The recent immigration law passed in Arizona, SB 1070, seeks to criminalize immigrants, enforcing drastic new measures of deportation, and increasing racial profiling. It also codifies distinctions of legality and illegality of people based on presupposed notions of who might be a harbinger of terrorism and violence. Immigration laws in France with regards to immigrants from North and West Africa, and more recently, Muslims, have become more reductive and stringent. Migrant workers in France have little to no rights at all, are often targeted by the police and are victims of xenophobia in French society that interprets immigrants as job-stealers. In 2005, there were three weeks of rioting, after the electrocution of two teenagers of African descent who were hiding from the police in an electrical sub-station.# A report published in 2009 by the Berlin Institute for Population and Development, showed Turks to be the least integrated group of immigrants in German society and least successful in securing employment. The most integrated group in Germany, according to the Berlin institute, is immigrants from other EU countries. The Italian side’s lack of diversity in terms of reflecting immigrant and minority communities is perhaps emblematic of the state’s abysmal record with immigration laws. Italy has recently been embroiled in race riots fuelled by mafia-controlled labor practices, which have oppressed migrant workers for decades.

The World Cup not been immune to racial and ethnic hostility. In the 2006 finals, France’s Zinedine Zidane, provoked by Marco Materazzi of Italy, headbutted him 10 minutes before the end of the match, causing his ejection from the match. In his remarks to the press afterwards, Zidane apologized for the consequences of his actions, but not for the headbutt itself. Zidane claimed Materazzi used racial slurs and insulted Zidane’s mother and sister. Race and ethnicity have clearly been played out on the field and have become part of the aggression that opposing team players show to one another.

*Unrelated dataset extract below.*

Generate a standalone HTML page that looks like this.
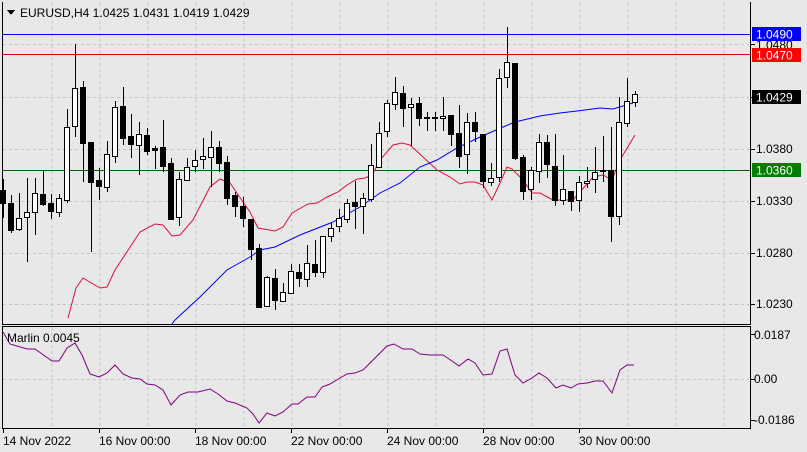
<!DOCTYPE html>
<html><head><meta charset="utf-8"><style>
html,body{margin:0;padding:0;background:#e8e8e8;}
svg{display:block;font-family:"Liberation Sans",sans-serif;font-size:12px;}
</style></head><body>
<svg width="807" height="452" xmlns="http://www.w3.org/2000/svg" shape-rendering="crispEdges">
<rect width="807" height="452" fill="#e8e8e8"/>
<g stroke="#c4c4c4" stroke-dasharray="3,3" stroke-width="1">
<path d="M52 3V324M100 3V324M148 3V324M196 3V324M244 3V324M292 3V324M340 3V324M388 3V324M436 3V324M484 3V324M532 3V324M580 3V324M628 3V324M676 3V324M724 3V324"/>
<path d="M52 327V428M100 327V428M148 327V428M196 327V428M244 327V428M292 327V428M340 327V428M388 327V428M436 327V428M484 327V428M532 327V428M580 327V428M628 327V428M676 327V428M724 327V428"/>
<path d="M3 44.5H750M3 97.5H750M3 149.5H750M3 201.5H750M3 253.5H750M3 304.5H750M3 379.5H750"/>
</g>
<g stroke-width="1">
<path d="M3 34.5H750" stroke="#0000ff"/>
<path d="M3 54.5H750" stroke="#e00000"/>
<path d="M3 170.5H750" stroke="#006400"/>
</g>
<g fill="none" stroke-width="1" shape-rendering="auto">
<polyline stroke="#e0103c" points="68,318 76,288 83,278 100,288 107,287 115,270 140,232 155,224 163,225 172,236 180,235 193,220 210,187 220,179 230,183 243,202 250,212 258,228 275,231 283,227 292,213 308,204 317,203 327,197 338,192 347,185 357,179 365,178 372,175 380,160 393,145 402,143 410,145 423,157 437,170 450,177 460,184 467,182 475,182 483,185 492,200 500,183 507,167 512,169 523,180 532,193 540,193 553,200 573,200 593,177 603,175 612,180 620,160 635,135"/>
<polyline stroke="#0000ff" points="172,324 175,320 200,297 227,270 250,257 260,250 275,247 300,235 333,222 360,207 380,193 400,183 420,167 437,160 457,148 480,137 503,127 515,122 540,116 560,113 577,111 600,108 613,109 633,103"/>
</g>
<g stroke="#000" stroke-width="1">
<path d="M3.5 179V218M11.5 195V233M19.5 193V231M27.5 178V262M35.5 178V235M43.5 170V206M51.5 194V219M59.5 194V217M67.5 109V203M75.5 44V137M83.5 81V182M91.5 142V252M99.5 168V200M107.5 141V192M115.5 101V163M123.5 87V145M131.5 114V158M139.5 122V175M147.5 128V155M155.5 146V169M163.5 120V172M171.5 158V220M179.5 172V226M187.5 158V180M195.5 150V172M203.5 138V169M211.5 131V187M219.5 141V172M227.5 156V205M235.5 192V217M243.5 197V227M251.5 219V260M259.5 244V308M267.5 276V307M275.5 269V310M283.5 283V302M291.5 264V294M299.5 264V287M307.5 245V287M315.5 240V277M323.5 236V278M331.5 223V242M339.5 209V232M347.5 199V223M355.5 181V229M363.5 193V234M371.5 144V202M379.5 122V168M387.5 100V137M395.5 77V110M403.5 86V127M411.5 98V146M419.5 97V126M427.5 112V131M435.5 112V131M443.5 97V131M451.5 115V146M459.5 105V168M467.5 113V174M475.5 112V142M483.5 134V188M491.5 163V186M499.5 69V182M507.5 27V88M515.5 63V160M523.5 155V200M531.5 167V200M539.5 134V183M547.5 135V178M555.5 134V206M563.5 155V205M571.5 191V211M579.5 176V212M587.5 167V188M595.5 147V193M603.5 136V182M611.5 127V242M619.5 97V225M627.5 78V127M635.5 91V107"/>
</g>
<g stroke="#000" stroke-width="1" fill="#000">
<rect x="0.5" y="190.5" width="5" height="13"/><rect x="8.5" y="203.5" width="5" height="27"/><rect x="40.5" y="194.5" width="5" height="10"/><rect x="48.5" y="203.5" width="5" height="8"/><rect x="80.5" y="87.5" width="5" height="56"/><rect x="88.5" y="142.5" width="5" height="40"/><rect x="96.5" y="180.5" width="5" height="6"/><rect x="120.5" y="106.5" width="5" height="32"/><rect x="128.5" y="136.5" width="5" height="8"/><rect x="144.5" y="135.5" width="5" height="16"/><rect x="152.5" y="148.5" width="5" height="2"/><rect x="160.5" y="147.5" width="5" height="19"/><rect x="168.5" y="163.5" width="5" height="56"/><rect x="216.5" y="147.5" width="5" height="16"/><rect x="224.5" y="162.5" width="5" height="36"/><rect x="232.5" y="195.5" width="5" height="11"/><rect x="240.5" y="206.5" width="5" height="12"/><rect x="248.5" y="219.5" width="5" height="30"/><rect x="256.5" y="248.5" width="5" height="59"/><rect x="272.5" y="278.5" width="5" height="22"/><rect x="296.5" y="272.5" width="5" height="6"/><rect x="312.5" y="264.5" width="5" height="8"/><rect x="352.5" y="202.5" width="5" height="4"/><rect x="400.5" y="93.5" width="5" height="15"/><rect x="416.5" y="103.5" width="5" height="15"/><rect x="424.5" y="117.5" width="5" height="1"/><rect x="432.5" y="117.5" width="5" height="1"/><rect x="448.5" y="115.5" width="5" height="19"/><rect x="456.5" y="133.5" width="5" height="23"/><rect x="472.5" y="122.5" width="5" height="9"/><rect x="480.5" y="134.5" width="5" height="47"/><rect x="512.5" y="63.5" width="5" height="95"/><rect x="520.5" y="157.5" width="5" height="34"/><rect x="544.5" y="142.5" width="5" height="22"/><rect x="552.5" y="166.5" width="5" height="34"/><rect x="568.5" y="191.5" width="5" height="10"/><rect x="600.5" y="170.5" width="5" height="1"/><rect x="608.5" y="170.5" width="5" height="46"/>
</g>
<g stroke="#000" stroke-width="1" fill="#fff">
<rect x="16.5" y="218.5" width="5" height="11"/><rect x="24.5" y="212.5" width="5" height="5"/><rect x="32.5" y="193.5" width="5" height="19"/><rect x="56.5" y="198.5" width="5" height="14"/><rect x="64.5" y="127.5" width="5" height="73"/><rect x="72.5" y="88.5" width="5" height="38"/><rect x="104.5" y="154.5" width="5" height="33"/><rect x="112.5" y="107.5" width="5" height="49"/><rect x="136.5" y="134.5" width="5" height="11"/><rect x="176.5" y="179.5" width="5" height="38"/><rect x="184.5" y="167.5" width="5" height="13"/><rect x="192.5" y="160.5" width="5" height="6"/><rect x="200.5" y="156.5" width="5" height="3"/><rect x="208.5" y="147.5" width="5" height="10"/><rect x="264.5" y="277.5" width="5" height="29"/><rect x="280.5" y="292.5" width="5" height="9"/><rect x="288.5" y="271.5" width="5" height="22"/><rect x="304.5" y="263.5" width="5" height="16"/><rect x="320.5" y="236.5" width="5" height="36"/><rect x="328.5" y="228.5" width="5" height="8"/><rect x="336.5" y="218.5" width="5" height="8"/><rect x="344.5" y="203.5" width="5" height="16"/><rect x="360.5" y="198.5" width="5" height="8"/><rect x="368.5" y="165.5" width="5" height="34"/><rect x="376.5" y="133.5" width="5" height="34"/><rect x="384.5" y="103.5" width="5" height="28"/><rect x="392.5" y="92.5" width="5" height="12"/><rect x="408.5" y="104.5" width="5" height="3"/><rect x="440.5" y="116.5" width="5" height="2"/><rect x="464.5" y="122.5" width="5" height="32"/><rect x="488.5" y="178.5" width="5" height="4"/><rect x="496.5" y="78.5" width="5" height="99"/><rect x="504.5" y="62.5" width="5" height="15"/><rect x="528.5" y="170.5" width="5" height="19"/><rect x="536.5" y="142.5" width="5" height="29"/><rect x="560.5" y="189.5" width="5" height="11"/><rect x="576.5" y="182.5" width="5" height="18"/><rect x="584.5" y="181.5" width="5" height="2"/><rect x="592.5" y="172.5" width="5" height="7"/><rect x="616.5" y="122.5" width="5" height="94"/><rect x="624.5" y="101.5" width="5" height="22"/><rect x="632.5" y="94.5" width="5" height="8"/>
</g>
<polyline fill="none" stroke="#800080" stroke-width="1" shape-rendering="auto" points="3,332 10,344 27,349 35,349 52,361 59,361 67,348 75,343 82,355 90,374 99,377 107,373 115,365 123,374 132,378 140,379 147,384 155,385 163,390 171,405 180,395 188,392 198,392 210,389 218,394 227,401 235,403 247,408 253,414 259,423 267,413 275,416 283,412 292,404 298,404 307,397 315,397 322,387 330,384 340,378 347,374 355,373 363,370 370,363 387,346 394,344 403,349 412,349 420,354 430,355 443,355 452,361 459,366 468,359 475,363 483,375 492,374 500,351 507,349 515,375 523,383 532,378 539,373 547,378 556,388 563,385 571,388 578,384 587,383 595,381 603,381 612,393 620,370 627,365 634,365"/>
<g fill="none" stroke="#000" stroke-width="1">
<path d="M2.5 2V324.5H750.5V2"/>
<path d="M2.5 326.5H750.5V428.5H2.5Z"/>
<path d="M750 44.5H755M750 97.5H755M750 149.5H755M750 201.5H755M750 253.5H755M750 304.5H755M750 334.5H755M750 379.5H755M750 420.5H755"/>
<path d="M3.5 428V433M99.5 428V433M195.5 428V433M291.5 428V433M387.5 428V433M483.5 428V433M579.5 428V433"/>
</g>
<path d="M7 10H15L11 15Z" fill="#000"/>
<text x="20" y="17" fill="#000">EURUSD,H4  1.0425 1.0431 1.0419 1.0429</text>
<text x="7" y="342" fill="#000">Marlin 0.0045</text>
<g fill="#000">
<text x="756" y="49">1.0480</text>
<text x="756" y="153">1.0380</text>
<text x="756" y="205">1.0330</text>
<text x="756" y="257">1.0280</text>
<text x="756" y="308">1.0230</text>
<text x="754" y="339">0.0187</text>
<text x="754" y="383">0.00</text>
<text x="754" y="424">-0.0186</text>
</g>
<rect x="752" y="27" width="49" height="14" fill="#0000ff"/>
<text x="756" y="38.5" fill="#fff">1.0490</text>
<rect x="752" y="48" width="49" height="14" fill="#ff0000"/>
<text x="756" y="59.5" fill="#fff">1.0470</text>
<rect x="752" y="90" width="49" height="14" fill="#000"/>
<text x="756" y="101.5" fill="#fff">1.0429</text>
<rect x="752" y="163" width="49" height="14" fill="#008000"/>
<text x="756" y="174.5" fill="#fff">1.0360</text>
<g fill="#000">
<text x="3" y="445">14 Nov 2022</text>
<text x="99" y="445">16 Nov 00:00</text>
<text x="195" y="445">18 Nov 00:00</text>
<text x="291" y="445">22 Nov 00:00</text>
<text x="387" y="445">24 Nov 00:00</text>
<text x="483" y="445">28 Nov 00:00</text>
<text x="579" y="445">30 Nov 00:00</text>
</g>
</svg>
</body></html>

Perhaps we have not fully embraced multiculturalism yet; hence some of us are still deconstructing the flag and problematizing the dynamics of real life being played on the football field. Perhaps we need to check ourselves, reminding ourselves of how ridiculous our notions of nations and citizenship are – when we think of only White men playing for Western nations, when clearly those nation-states have increasingly diverse populations. However, our understanding is based in the identification of a national character, its heroes, its wealth, its dreams, and its enemies. If state policy continues in its heavy-handed oppressive legislature towards minority immigrant communities, then we have no choice but to continue to think of them as being removed from under the flag. Specific immigrant communities have continued to be cast as the ‘Other’ and never been re-cast as anything else. This has obvious race, religious, ethnic implications. The dichotomy continues to exist, and integration continues to be “their” problem.

Increasingly however, we have come to expect a kind of reversal. In that men of colour will be playing in the national teams of Western nations, illustrating and validating immigration histories. There is of course a danger to that kind of tokenism, which values diversity on the field or court (as the case may be) but discards it when it comes to legislature and benefits.

For now, instead of a national World Cup, we find ourselves beholding a transnational World Cup. It is always an interesting unraveling when international football players who build reputations with European clubs are recalled (once every four years) to play for their national team. National pride exists in those moments of glory and unity and sharing a goal or a dream, however it is not as simplistic as corporate interests would have us believe. While FIFA is still peddling national pride in the World Cup as playing for one’s nation, transnational linkages and immigrant baggage have complicated these emotional claims of belonging. Maybe instead of re-claiming or waving a flag, we need to get rid of it altogether.